Timberline Resources raised $200,000 this year through a private placement. The money came from accredited investors, individuals worth $1 million or more. That kind of money wasn’t available five years ago, Goss said.

Metal prices were low, and the 1997 Bre-X Minerals scandal had taken the bloom off the junior mining stocks. Shares of Canadian-based Bre-X surged past $200 each before the company admitted that its high-grade gold samples from an Indonesian deposit were faked. Risk capital was diverted to the dot-coms.

Now, “the price of metals is coming up, and it’s sucking money back into this sector,” said Doug Silver, a mining analyst with Balfour Holdings in Denver.

Gold, trading at $450 per ounce, is up 30 percent since the first of the year. Prices for silver and industrial metals are also rising. Some of the jump comes from a weak U.S. dollar. Increased world demand for minerals is also driving up the prices.

The gains are luring risk-tolerant investors back to junior mining stocks.

Pennaluna & Co., a Coeur d’Alene stock brokerage specializing in penny mining stocks, has raised money in private placements for five companies over the past year. Many of the investors were from Florida and Texas. They also had oil and gas holdings.

“It’s the same kind of speculative market,” said Ron Nicklas, Pennaluna’s president. “These investors run in a whole different league than you and I in being able to gamble their money.”

Regionally, the money translates into cash flow and new projects for juniors.

Geologists are studying the closed Sunshine Mine in Kellogg, one of the world’s richest silver producers, with hopes of someday restarting it.
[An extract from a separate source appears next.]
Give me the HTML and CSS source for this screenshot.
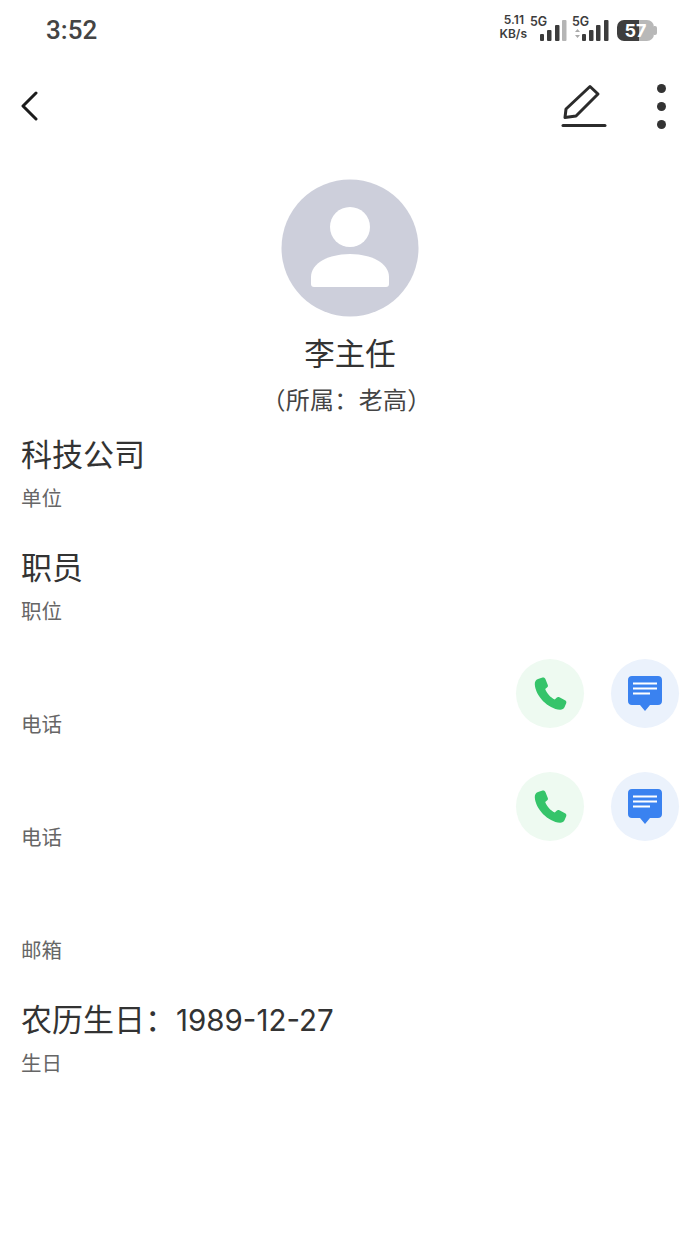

Smaller mines in Idaho’s Silver Valley, some excavated by hand in the early 1900s, are getting re-explored with modern techniques.

Local companies are also using investment dollars to stake new claims in Nevada, Montana and Mexico.

Even juniors without cash to explore are wheeling and dealing. Their goal is to interest another small company in drilling on their claims, in return for future royalties if a mine is ever developed.

“You need a vibrant junior sector to take the risk that a large company might not,” said Ray De Motte, president of Sterling Mining Co. in Coeur d’Alene, whose firm is exploring the Sunshine Mine, and also has a project in Mexico.

“We’re the grass-roots side the exploration business,” adds Fred Brackebusch, president of New Jersey Mining Co. “The old timers walked over the land, panning for gold and looking for outcroppings. We do that too, but it’s much more high-tech.”

Eight years ago, Brackebusch and his son, Grant, reactivated New Jersey Mining, an inactive penny stock. Brackebusch, a mining consultant who travels worldwide, kept his day job. On the side, he assembled a portfolio of Silver Valley mining properties.

A small mill in Gold Run Gulch near Kellogg processes ore from the New Jersey Mine, grinding mineralized rock into powder so the gold can be removed. The company has six other projects, including the historic Golden Chest Mine near Murray, Idaho.

This year, New Jersey Mining raised $1 million to upgrade its mill and do exploration. Next year, Brackebusch hopes to raise $1.5 million.

He’s so busy working on mining projects that he’s having difficulty devoting time to his consulting business. But Brackebusch wants to get a few more mines into production before investor whimsy shifts.

“You’ve got to strike while the iron is hot,” Brackebusch said. “After the dot-com debacle, you couldn’t sell two cents worth of gold stocks …There’s no guarantee this will last forever.”

Goss knows that well. This time around, he kept his day job. When Goss mingles with other miners and geologists at the Northwest Mining Conference in Spokane this week, discussing Timberline Resources’ projects, he’ll be taking three paid vacation days from his appraiser job.

Like his investors, Goss is a speculator.

Since January, he and his board have worked to computerize Timberline’s stock records, raise money, and explore for silver, gold and copper. Goss isn’t drawing a salary. Like his investors, he’ll be rewarded if the company prospers, and the stock price rises.

His hard work is already paying off. Timberline’s market capitalization has grown to $3 million since January.

“In a sense,” he said, “we’ve created the money out of thin air.”